Important You require a separate license to use this recognition engine.

Communication between the Kofax Clarity recognition profile and its server use port 443. This port must be open in your Firewall settings.

If you perform recognition using Kofax Clarity during testing in Project Builder, runtime licenses are consumed. If you want to avoid consuming too many runtime licenses during project configuration and testing, Kofax recommends that you test Kofax Clarity on selected images only, and that you perform OCR on other test images or training images using another recognition engine.

During configuration, the best practice is to run this recognition engine a few times without a fallback recognition engine configured. This ensures that everything is working as expected and that the proper internet access if available.

You can use this window to set the Kofax Clarity full-text OCR profile.

Languages

This group enables you to select one or more specific languages, or allow the recognition engine to determine the language itself.

This group has the following options:

Automatic language detection

Select this to allow the Kofax Clarity recognition engine to determine the language of a document. This option is selected by default.

Selected languages

Select this option if you want to explicitly specify what languages are used in your documents.

Once selected, the list of languages is enabled. Select one or more languages.

The list of available languages depends on which Recognition mode is selected.
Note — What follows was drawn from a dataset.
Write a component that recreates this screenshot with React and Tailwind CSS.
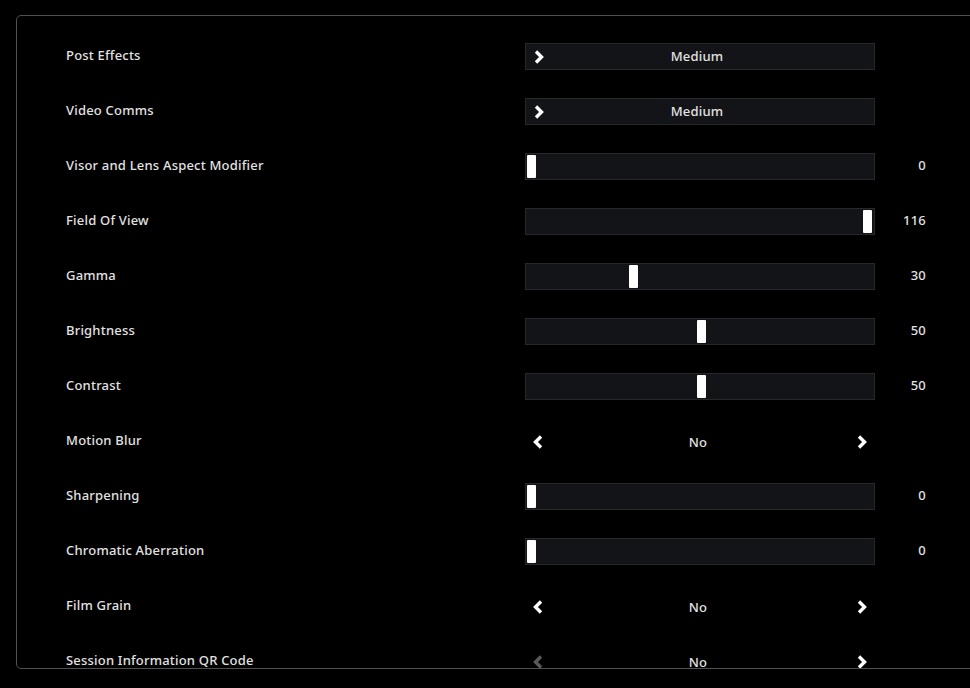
import React from 'react';

const ROWS = [
  { label: 'Post Effects', type: 'dropdown', value: 'Medium' },
  { label: 'Video Comms', type: 'dropdown', value: 'Medium' },
  { label: 'Visor and Lens Aspect Modifier', type: 'slider', pct: 0, value: '0' },
  { label: 'Field Of View', type: 'slider', pct: 99, value: '116' },
  { label: 'Gamma', type: 'slider', pct: 30, value: '30' },
  { label: 'Brightness', type: 'slider', pct: 50, value: '50' },
  { label: 'Contrast', type: 'slider', pct: 50, value: '50' },
  { label: 'Motion Blur', type: 'toggle', value: 'No' },
  { label: 'Sharpening', type: 'slider', pct: 0, value: '0' },
  { label: 'Chromatic Aberration', type: 'slider', pct: 0, value: '0' },
  { label: 'Film Grain', type: 'toggle', value: 'No' },
  { label: 'Session Information QR Code', type: 'toggle', value: 'No', dimLeft: true },
];

function Chevron({ dir = 'right', dim = false }) {
  return (
    <svg width="12" height="16" viewBox="0 0 12 16" className={dim ? 'text-[#5a5a5a]' : 'text-white'}>
      <path
        d={dir === 'right' ? 'M3 2.5l5.5 5.5-5.5 5.5' : 'M9 2.5L3.5 8l5.5 5.5'}
        stroke="currentColor"
        strokeWidth="3.4"
        fill="none"
        strokeLinejoin="miter"
      />
    </svg>
  );
}

function Control({ row }) {
  if (row.type === 'dropdown') {
    return (
      <div className="relative w-[350px] h-[27px] bg-[#131417] border border-[#27282c] flex items-center justify-center">
        <span className="absolute left-[7px] top-[5px]"><Chevron /></span>
        <span className="-ml-[6px]">{row.value}</span>
      </div>
    );
  }
  if (row.type === 'slider') {
    return (
      <div className="relative w-[350px] h-[27px] bg-[#131417] border border-[#27282c]">
        <div
          className="absolute top-[1px] w-[9px] h-[23px] bg-white rounded-[1px]"
          style={{ left: 1 + (row.pct / 100) * 339 }}
        />
      </div>
    );
  }
  return (
    <div className="w-[350px] h-[27px] flex items-center justify-between pl-[7px] pr-[7px]">
      <Chevron dir="left" dim={row.dimLeft} />
      <span className="-ml-[4px] mt-[2px]">{row.value}</span>
      <Chevron />
    </div>
  );
}

export default function App() {
  return (
    <div
      className="w-[970px] h-[688px] bg-black overflow-hidden text-[#e2e2e2] text-[13px] font-medium tracking-[0.2px]"
      style={{ fontFamily: '"Noto Sans", "DejaVu Sans", sans-serif' }}
    >
      <div className="ml-[16px] mt-[15px] w-[1000px] h-[654px] border border-[#505050] rounded-[5px] overflow-hidden pt-[13px]">
        {ROWS.map((row) => (
          <div key={row.label} className="h-[55px] flex items-center pl-[49px]">
            <div className="w-[459px] -mt-[2px]">{row.label}</div>
            <Control row={row} />
            <div className="w-[51px] text-right -mt-[1px]">
              {row.type === 'slider' ? row.value : ''}
            </div>
          </div>
        ))}
      </div>
    </div>
  );
}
If your documents are in Chinese, Greek, Hebrew, Japanese, Korean, or Thai, these are not supported by Document Mode. These languages are supported by Text mode, but your documents may not be suitable for that mode. For the best results for documents with these languages, thoroughly test both modes with the selected language as well as the Automatic language detection option to see which combination performs best. Alternatively, select a different recognition engine.

Important If you are not sure what languages are used in your documents, use the "Automatic language detection" option because it provides better OCR results than if the wrong languages are selected.
General Settings

This group enables you to specify how a document is recognized with the Kofax Clarity engine.

This group has the following options:

Recognition mode

Select one of the following modes of recognition.

  • Document Mode.

    Select this mode if your documents are classic paper documents, forms, or densely packed text images. For example, an invoice or a bank letter. This option is selected by default.

  • Text mode.

    Select to detect and extract text from images with a small amount of text. For example, a photo ID card.

Word separation characters

Use this field to define what characters may separate words.

The value for this option is set to /:()-# (forward slash, colon, open and close parentheses, hyphen, pound) by default.

Fallback Profile

If the Kofax Clarity recognition profile is temporary unavailable, you can configure what recognition engine is used instead. This ensures that a broken network connection does not hold up processing with failed OCR results.

Recognition profile to be used as fallback

Select a page recognition profile that performs OCR if the Kofax Clarity recognition profile is not available. The value for this option is set to <None> by default.

Important You cannot call page recognition from script using the Kofax Clarity recognition engine.